Backlash against McCain for any of these statements or actions? Nope.
So we're left with this conundrum: If Britney Spears or Paris Hilton were to lie about their virginity status, the media and public would go into apoplexy, but the Republican nominee for the presidency can be equally dishonest about important policy issues, and virtually nobody says a word. And if an NBC reporter with a conservative bent, Andrea Mitchell, even suggests that there is a possibility that McCain might not have been in a sound-proof area during Obama's appearance at Rick Warren's faith forum, the McCain campaign responds with a letter charging bias in the press. The McCain campaign seems to think that getting a free ride from the media is its birthright.

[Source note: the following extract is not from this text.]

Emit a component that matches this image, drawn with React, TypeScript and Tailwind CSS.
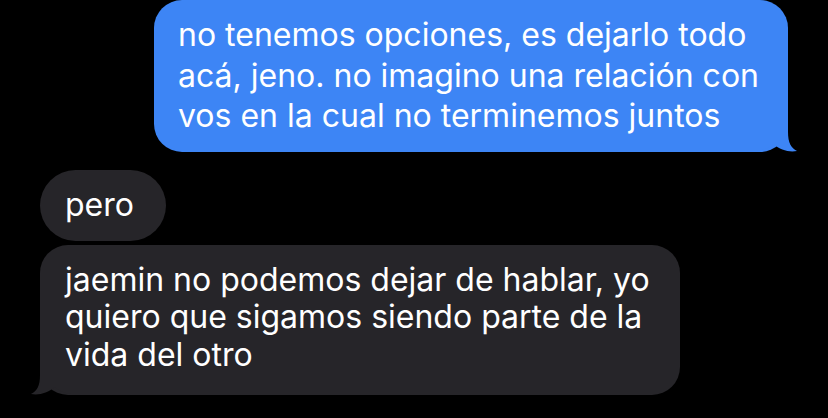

Sadly, I think the answer to this disparity lies in the interests of Americans. If voters cared as much about the issues facing our country as they did about Spears and Hilton, the candidates' positions and statements would get the same level of scrutiny the media now focuses on celebutantes and their sex lives. Hopefully Americans will become more engaged as the election nears, at least enough to get McCain to start telling the truth. The more honest McCain is about his beliefs and record, the better it is for the Obama campaign.